The new stock offerings coming from leveraged-buyout firms may best illustrate the contrast. Many sellers are cashing in on investment bets they made against the tide when the stock market, infatuated with new technology, scorned so many other businesses.

In the late 1990's, for example, while military budgets were still shrinking, Robert B. McKeon, president of Veritas Capital, a leveraged-buyout firm in New York, began buying small to midsize military businesses. In 1998-99, it spent about $44 million for several small such operations, and in February of this year packaged them in a stock offering, Integrated Defense Technologies. Including the cash it raised selling shares and the market value of its remaining 60 percent stake, that $44 million investment is now worth $350 million to Veritas.

"We were buying at four to five times cash flow at a time that the Internet companies were going for 100 times cash flow," Mr. McKeon said. "And yet these were tech companies. But they were considered dogs."

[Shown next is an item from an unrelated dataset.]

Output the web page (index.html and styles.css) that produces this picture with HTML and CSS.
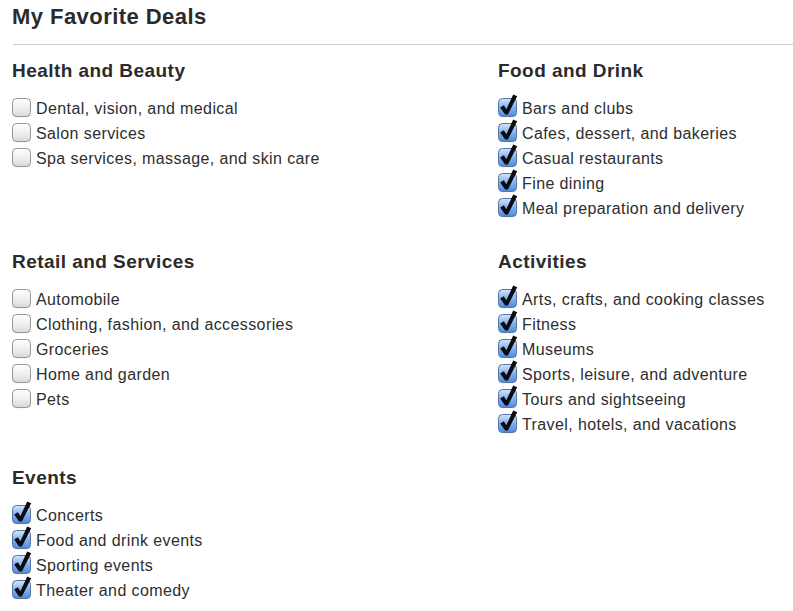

Also attracted to dogs, Leonard Green & Partners, a leveraged-buyout firm in Los Angeles, began looking at Petco, a publicly traded pet supply retailer, two years ago. At the time, five online pet supply operations had raised more than $100 million each, but their businesses were hemorrhaging cash. The online rival Pets.com, for example, lost more than $60 million on revenue of $5.8 million from its inception in February 1999 to the end of that year; the company went public in February 2000 and shut down nine months later. Petco had roughly $1 billion in store sales in 1999 but investors accorded Pets.com more than twice the market value of Petco in early 2000. "All the attention seemed to be going to big-kill investments," said James M. Myers, Petco's chief financial officer.

Leonard Green and the Texas Pacific Group, another buyout firm, bought Petco and took it private in October 2000.

"It was an underappreciated and undervalued public company in our judgment," said John M. Baumer, a partner at Leonard Green. The firm put up $95 million for its 40 percent stake.

Less than two years later, Petco was taken public again. Including the shares it still owns and the money raised in the stock offering, Leonard Green has an investment worth $250 million. Petco now has 565 retail outlets around the country.


The success of the three public offerings of nurse-staffing companies reflects growing recognition of a nursing shortage that has hamstrung many hospitals. Of 126,000 unfilled hospital jobs, 75 percent are in nursing, according to the American Hospital Association. By 2010, the nurse shortfall is expected to reach 400,000.

Medical Staffing, for example, provides temporary nurses to 7,000 health care operations in 43 states. Its shares, sold for $19 on April 17, are now worth $25.24.

Health care and military businesses, of course, are not without risk. DOV Pharmaceutical, a drug development company working on products for anxiety and insomnia, was priced at $13 on April 24 but has since lost 38.5 percent of its value and been hit with several class-action suits in connection with restated earnings just before its stock offering. And United Defense Industries, which surged to a high of $29.85 during trading on April 2 after its initial price of $19 last Dec. 13, has fallen to $22 since the Defense Department canceled its Crusader artillery project on May 8.